Winner of the Whitbread Prize for Best First Novel Agnes Day is mildly discontent. As a child, she never wanted to be an Agnes—she wanted to be a pleasing Grace. Alas, she remained the terminally middle class, hopelessly romantic Agnes. Now she's living with her two best friends in London and working at a trade magazine. Life and love seem to go on without her. Not only does she not know how to get back into the game, she isn't even sure what the game is. But she gives a good performance—until she learns that her roommates and her boyfriend are keeping secrets from her, and that her boss is quitting and leaving her in charge. In great despair, she decides to make it her business to set things straight. Saving Agnes is a perceptive, fresh, and honest novel that has delighted readers and critics on both sides of the Atlantic.
Author

Rachel Cusk was born in Canada, and spent some of her childhood in Los Angeles, before her family returned to England, in 1974, when Cusk was 8 years old.
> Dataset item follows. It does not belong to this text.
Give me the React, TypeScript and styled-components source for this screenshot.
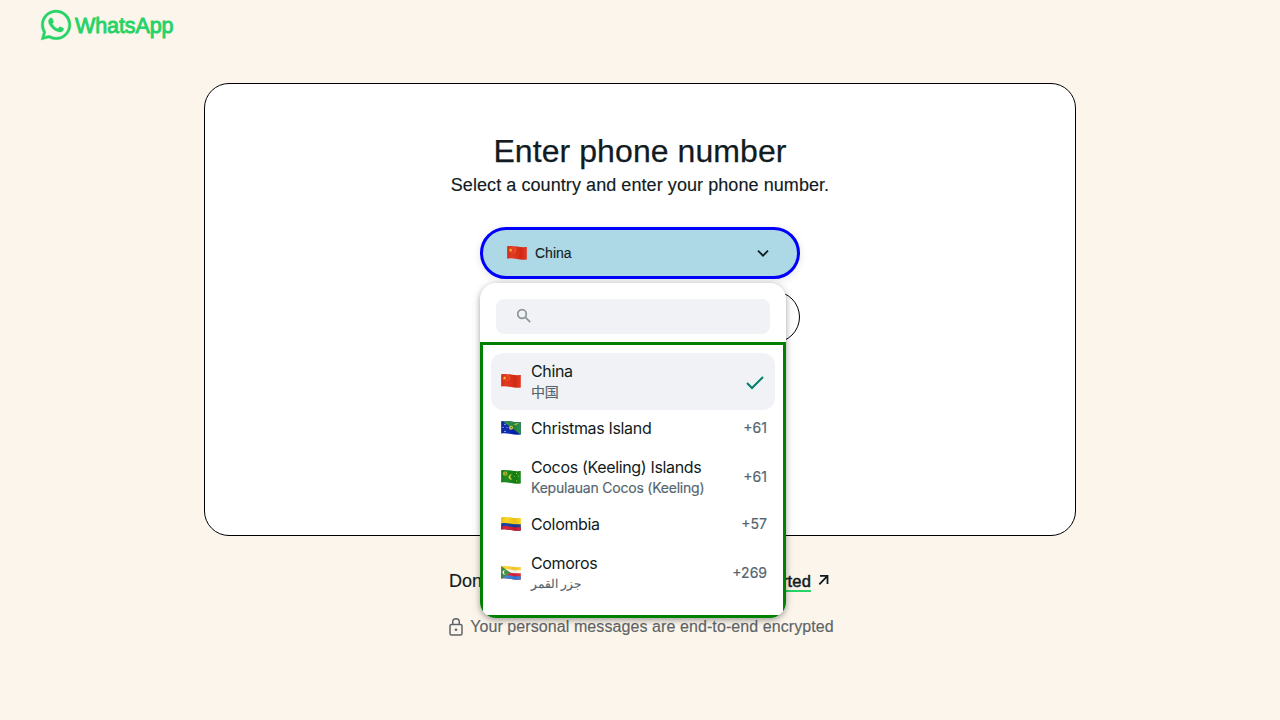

She read English at New College, Oxford. Cusk is the Whitbread Award–winning author of two memoirs, including The Last Supper, and seven novels, including Arlington Park, Saving Agnes, The Temporary, The Country Life, and The Lucky Ones. She has won and been shortlisted for numerous prizes: her most recent novel, Outline (2014), was shortlisted for the Folio Prize, the Goldsmith's Prize and the Bailey's prize, and longlisted for Canada's Giller Prize. In 2003, Rachel Cusk was nominated by Granta magazine as one of 20 'Best of Young British Novelists' She lives in Brighton, England.